Challenge:
The data must be returned in full and exactly as given.
· · · · ·
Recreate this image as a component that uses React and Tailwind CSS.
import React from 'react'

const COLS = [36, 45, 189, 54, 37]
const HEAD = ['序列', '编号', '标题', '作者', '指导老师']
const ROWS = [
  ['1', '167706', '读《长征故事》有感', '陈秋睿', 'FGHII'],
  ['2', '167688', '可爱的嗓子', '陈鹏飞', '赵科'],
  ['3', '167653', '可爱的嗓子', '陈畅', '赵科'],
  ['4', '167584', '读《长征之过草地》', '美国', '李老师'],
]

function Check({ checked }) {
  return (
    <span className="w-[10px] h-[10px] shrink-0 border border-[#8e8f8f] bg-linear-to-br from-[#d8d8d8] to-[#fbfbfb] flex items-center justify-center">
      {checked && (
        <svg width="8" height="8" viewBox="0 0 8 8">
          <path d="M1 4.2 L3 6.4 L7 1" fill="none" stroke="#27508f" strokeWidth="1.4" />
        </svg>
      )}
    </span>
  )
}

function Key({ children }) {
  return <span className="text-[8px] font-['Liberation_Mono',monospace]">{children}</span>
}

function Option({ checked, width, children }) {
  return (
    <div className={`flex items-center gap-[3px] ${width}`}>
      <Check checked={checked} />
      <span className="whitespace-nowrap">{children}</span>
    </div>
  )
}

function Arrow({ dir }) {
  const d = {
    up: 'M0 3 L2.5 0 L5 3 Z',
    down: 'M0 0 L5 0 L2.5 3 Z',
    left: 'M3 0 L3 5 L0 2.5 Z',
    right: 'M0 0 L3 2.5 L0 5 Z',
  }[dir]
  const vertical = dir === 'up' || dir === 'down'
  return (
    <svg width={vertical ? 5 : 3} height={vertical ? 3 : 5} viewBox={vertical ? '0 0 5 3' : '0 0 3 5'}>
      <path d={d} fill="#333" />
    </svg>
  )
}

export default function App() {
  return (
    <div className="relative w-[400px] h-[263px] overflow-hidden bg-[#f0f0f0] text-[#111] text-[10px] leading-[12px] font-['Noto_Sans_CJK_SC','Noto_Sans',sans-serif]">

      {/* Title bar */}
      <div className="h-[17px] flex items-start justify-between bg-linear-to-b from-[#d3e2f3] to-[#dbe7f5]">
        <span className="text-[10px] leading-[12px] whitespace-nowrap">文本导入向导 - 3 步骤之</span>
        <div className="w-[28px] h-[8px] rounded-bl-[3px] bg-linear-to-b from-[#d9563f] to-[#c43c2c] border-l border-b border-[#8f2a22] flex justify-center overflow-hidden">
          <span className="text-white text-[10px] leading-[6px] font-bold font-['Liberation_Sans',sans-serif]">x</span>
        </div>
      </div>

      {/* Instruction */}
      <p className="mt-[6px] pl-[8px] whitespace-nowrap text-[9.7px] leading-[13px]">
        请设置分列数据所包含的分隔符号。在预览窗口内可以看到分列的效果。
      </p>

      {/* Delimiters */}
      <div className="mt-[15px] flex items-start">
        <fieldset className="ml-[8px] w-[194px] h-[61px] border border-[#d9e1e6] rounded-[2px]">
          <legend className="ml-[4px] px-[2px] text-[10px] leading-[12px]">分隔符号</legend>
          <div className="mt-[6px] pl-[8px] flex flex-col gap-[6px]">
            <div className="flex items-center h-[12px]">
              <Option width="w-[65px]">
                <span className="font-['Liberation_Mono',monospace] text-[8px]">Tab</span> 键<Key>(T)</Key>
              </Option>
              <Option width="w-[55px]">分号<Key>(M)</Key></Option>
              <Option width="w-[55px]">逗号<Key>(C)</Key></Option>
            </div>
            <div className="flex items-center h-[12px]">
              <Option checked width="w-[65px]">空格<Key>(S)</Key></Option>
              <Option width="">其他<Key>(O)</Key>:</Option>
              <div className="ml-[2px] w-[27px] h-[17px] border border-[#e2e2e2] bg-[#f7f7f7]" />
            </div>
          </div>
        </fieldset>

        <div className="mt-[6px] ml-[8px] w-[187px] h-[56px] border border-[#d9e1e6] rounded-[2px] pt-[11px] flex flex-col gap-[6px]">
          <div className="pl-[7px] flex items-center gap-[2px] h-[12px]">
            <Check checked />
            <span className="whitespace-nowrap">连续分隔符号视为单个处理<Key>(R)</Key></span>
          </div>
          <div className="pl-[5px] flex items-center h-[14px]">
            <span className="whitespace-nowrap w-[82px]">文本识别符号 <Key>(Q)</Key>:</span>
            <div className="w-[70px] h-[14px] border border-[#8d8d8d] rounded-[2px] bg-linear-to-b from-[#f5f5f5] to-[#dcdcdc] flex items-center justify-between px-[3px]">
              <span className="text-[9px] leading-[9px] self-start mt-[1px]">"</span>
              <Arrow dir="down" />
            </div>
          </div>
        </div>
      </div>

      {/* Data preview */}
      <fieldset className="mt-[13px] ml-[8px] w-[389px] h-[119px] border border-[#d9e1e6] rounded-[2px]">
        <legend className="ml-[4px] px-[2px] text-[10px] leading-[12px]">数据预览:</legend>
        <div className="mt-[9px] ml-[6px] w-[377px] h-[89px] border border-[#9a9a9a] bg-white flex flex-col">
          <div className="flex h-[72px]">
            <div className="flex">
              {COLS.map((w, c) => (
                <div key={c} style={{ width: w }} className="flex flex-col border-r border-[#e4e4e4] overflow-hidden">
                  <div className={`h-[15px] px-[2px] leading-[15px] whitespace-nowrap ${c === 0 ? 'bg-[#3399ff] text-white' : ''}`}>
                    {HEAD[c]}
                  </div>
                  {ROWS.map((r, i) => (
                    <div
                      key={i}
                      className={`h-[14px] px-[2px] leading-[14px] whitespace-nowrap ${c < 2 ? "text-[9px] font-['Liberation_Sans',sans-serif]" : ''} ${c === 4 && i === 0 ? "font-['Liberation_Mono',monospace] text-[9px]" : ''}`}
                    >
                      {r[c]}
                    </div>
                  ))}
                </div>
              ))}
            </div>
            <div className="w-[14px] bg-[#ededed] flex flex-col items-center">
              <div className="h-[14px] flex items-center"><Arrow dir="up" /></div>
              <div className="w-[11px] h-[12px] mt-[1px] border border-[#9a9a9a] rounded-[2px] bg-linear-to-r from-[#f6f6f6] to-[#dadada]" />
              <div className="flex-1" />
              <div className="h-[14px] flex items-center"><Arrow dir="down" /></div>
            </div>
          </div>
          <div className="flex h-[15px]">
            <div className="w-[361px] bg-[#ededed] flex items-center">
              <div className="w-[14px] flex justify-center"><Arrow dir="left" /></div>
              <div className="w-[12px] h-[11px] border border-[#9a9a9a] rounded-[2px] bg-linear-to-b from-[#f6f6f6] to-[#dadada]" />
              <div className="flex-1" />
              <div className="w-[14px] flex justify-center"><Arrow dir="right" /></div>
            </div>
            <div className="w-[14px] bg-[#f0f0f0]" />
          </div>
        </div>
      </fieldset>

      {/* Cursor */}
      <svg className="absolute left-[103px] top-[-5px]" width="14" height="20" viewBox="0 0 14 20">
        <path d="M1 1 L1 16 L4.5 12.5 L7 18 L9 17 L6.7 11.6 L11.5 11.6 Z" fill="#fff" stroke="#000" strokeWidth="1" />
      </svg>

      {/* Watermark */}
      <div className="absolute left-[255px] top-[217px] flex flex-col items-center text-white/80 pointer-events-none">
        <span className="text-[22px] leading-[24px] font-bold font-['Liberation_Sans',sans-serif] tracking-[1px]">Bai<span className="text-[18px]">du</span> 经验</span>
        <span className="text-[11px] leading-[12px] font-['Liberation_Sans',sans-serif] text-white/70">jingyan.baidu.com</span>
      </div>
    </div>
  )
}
· · · · ·
Exercise output:
Recreate this image as a component that uses React and Tailwind CSS.
import React from 'react'

const COLS = [36, 45, 189, 54, 37]
const HEAD = ['序列', '编号', '标题', '作者', '指导老师']
const ROWS = [
  ['1', '167706', '读《长征故事》有感', '陈秋睿', 'FGHII'],
  ['2', '167688', '可爱的嗓子', '陈鹏飞', '赵科'],
  ['3', '167653', '可爱的嗓子', '陈畅', '赵科'],
  ['4', '167584', '读《长征之过草地》', '美国', '李老师'],
]

function Check({ checked }) {
  return (
    <span className="w-[10px] h-[10px] shrink-0 border border-[#8e8f8f] bg-linear-to-br from-[#d8d8d8] to-[#fbfbfb] flex items-center justify-center">
      {checked && (
        <svg width="8" height="8" viewBox="0 0 8 8">
          <path d="M1 4.2 L3 6.4 L7 1" fill="none" stroke="#27508f" strokeWidth="1.4" />
        </svg>
      )}
    </span>
  )
}

function Key({ children }) {
  return <span className="text-[8px] font-['Liberation_Mono',monospace]">{children}</span>
}

function Option({ checked, width, children }) {
  return (
    <div className={`flex items-center gap-[3px] ${width}`}>
      <Check checked={checked} />
      <span className="whitespace-nowrap">{children}</span>
    </div>
  )
}

function Arrow({ dir }) {
  const d = {
    up: 'M0 3 L2.5 0 L5 3 Z',
    down: 'M0 0 L5 0 L2.5 3 Z',
    left: 'M3 0 L3 5 L0 2.5 Z',
    right: 'M0 0 L3 2.5 L0 5 Z',
  }[dir]
  const vertical = dir === 'up' || dir === 'down'
  return (
    <svg width={vertical ? 5 : 3} height={vertical ? 3 : 5} viewBox={vertical ? '0 0 5 3' : '0 0 3 5'}>
      <path d={d} fill="#333" />
    </svg>
  )
}

export default function App() {
  return (
    <div className="relative w-[400px] h-[263px] overflow-hidden bg-[#f0f0f0] text-[#111] text-[10px] leading-[12px] font-['Noto_Sans_CJK_SC','Noto_Sans',sans-serif]">

      {/* Title bar */}
      <div className="h-[17px] flex items-start justify-between bg-linear-to-b from-[#d3e2f3] to-[#dbe7f5]">
        <span className="text-[10px] leading-[12px] whitespace-nowrap">文本导入向导 - 3 步骤之</span>
        <div className="w-[28px] h-[8px] rounded-bl-[3px] bg-linear-to-b from-[#d9563f] to-[#c43c2c] border-l border-b border-[#8f2a22] flex justify-center overflow-hidden">
          <span className="text-white text-[10px] leading-[6px] font-bold font-['Liberation_Sans',sans-serif]">x</span>
        </div>
      </div>

      {/* Instruction */}
      <p className="mt-[6px] pl-[8px] whitespace-nowrap text-[9.7px] leading-[13px]">
        请设置分列数据所包含的分隔符号。在预览窗口内可以看到分列的效果。
      </p>

      {/* Delimiters */}
      <div className="mt-[15px] flex items-start">
        <fieldset className="ml-[8px] w-[194px] h-[61px] border border-[#d9e1e6] rounded-[2px]">
          <legend className="ml-[4px] px-[2px] text-[10px] leading-[12px]">分隔符号</legend>
          <div className="mt-[6px] pl-[8px] flex flex-col gap-[6px]">
            <div className="flex items-center h-[12px]">
              <Option width="w-[65px]">
                <span className="font-['Liberation_Mono',monospace] text-[8px]">Tab</span> 键<Key>(T)</Key>
              </Option>
              <Option width="w-[55px]">分号<Key>(M)</Key></Option>
              <Option width="w-[55px]">逗号<Key>(C)</Key></Option>
            </div>
            <div className="flex items-center h-[12px]">
              <Option checked width="w-[65px]">空格<Key>(S)</Key></Option>
              <Option width="">其他<Key>(O)</Key>:</Option>
              <div className="ml-[2px] w-[27px] h-[17px] border border-[#e2e2e2] bg-[#f7f7f7]" />
            </div>
          </div>
        </fieldset>

        <div className="mt-[6px] ml-[8px] w-[187px] h-[56px] border border-[#d9e1e6] rounded-[2px] pt-[11px] flex flex-col gap-[6px]">
          <div className="pl-[7px] flex items-center gap-[2px] h-[12px]">
            <Check checked />
            <span className="whitespace-nowrap">连续分隔符号视为单个处理<Key>(R)</Key></span>
          </div>
          <div className="pl-[5px] flex items-center h-[14px]">
            <span className="whitespace-nowrap w-[82px]">文本识别符号 <Key>(Q)</Key>:</span>
            <div className="w-[70px] h-[14px] border border-[#8d8d8d] rounded-[2px] bg-linear-to-b from-[#f5f5f5] to-[#dcdcdc] flex items-center justify-between px-[3px]">
              <span className="text-[9px] leading-[9px] self-start mt-[1px]">"</span>
              <Arrow dir="down" />
            </div>
          </div>
        </div>
      </div>

      {/* Data preview */}
      <fieldset className="mt-[13px] ml-[8px] w-[389px] h-[119px] border border-[#d9e1e6] rounded-[2px]">
        <legend className="ml-[4px] px-[2px] text-[10px] leading-[12px]">数据预览:</legend>
        <div className="mt-[9px] ml-[6px] w-[377px] h-[89px] border border-[#9a9a9a] bg-white flex flex-col">
          <div className="flex h-[72px]">
            <div className="flex">
              {COLS.map((w, c) => (
                <div key={c} style={{ width: w }} className="flex flex-col border-r border-[#e4e4e4] overflow-hidden">
                  <div className={`h-[15px] px-[2px] leading-[15px] whitespace-nowrap ${c === 0 ? 'bg-[#3399ff] text-white' : ''}`}>
                    {HEAD[c]}
                  </div>
                  {ROWS.map((r, i) => (
                    <div
                      key={i}
                      className={`h-[14px] px-[2px] leading-[14px] whitespace-nowrap ${c < 2 ? "text-[9px] font-['Liberation_Sans',sans-serif]" : ''} ${c === 4 && i === 0 ? "font-['Liberation_Mono',monospace] text-[9px]" : ''}`}
                    >
                      {r[c]}
                    </div>
                  ))}
                </div>
              ))}
            </div>
            <div className="w-[14px] bg-[#ededed] flex flex-col items-center">
              <div className="h-[14px] flex items-center"><Arrow dir="up" /></div>
              <div className="w-[11px] h-[12px] mt-[1px] border border-[#9a9a9a] rounded-[2px] bg-linear-to-r from-[#f6f6f6] to-[#dadada]" />
              <div className="flex-1" />
              <div className="h-[14px] flex items-center"><Arrow dir="down" /></div>
            </div>
          </div>
          <div className="flex h-[15px]">
            <div className="w-[361px] bg-[#ededed] flex items-center">
              <div className="w-[14px] flex justify-center"><Arrow dir="left" /></div>
              <div className="w-[12px] h-[11px] border border-[#9a9a9a] rounded-[2px] bg-linear-to-b from-[#f6f6f6] to-[#dadada]" />
              <div className="flex-1" />
              <div className="w-[14px] flex justify-center"><Arrow dir="right" /></div>
            </div>
            <div className="w-[14px] bg-[#f0f0f0]" />
          </div>
        </div>
      </fieldset>

      {/* Cursor */}
      <svg className="absolute left-[103px] top-[-5px]" width="14" height="20" viewBox="0 0 14 20">
        <path d="M1 1 L1 16 L4.5 12.5 L7 18 L9 17 L6.7 11.6 L11.5 11.6 Z" fill="#fff" stroke="#000" strokeWidth="1" />
      </svg>

      {/* Watermark */}
      <div className="absolute left-[255px] top-[217px] flex flex-col items-center text-white/80 pointer-events-none">
        <span className="text-[22px] leading-[24px] font-bold font-['Liberation_Sans',sans-serif] tracking-[1px]">Bai<span className="text-[18px]">du</span> 经验</span>
        <span className="text-[11px] leading-[12px] font-['Liberation_Sans',sans-serif] text-white/70">jingyan.baidu.com</span>
      </div>
    </div>
  )
}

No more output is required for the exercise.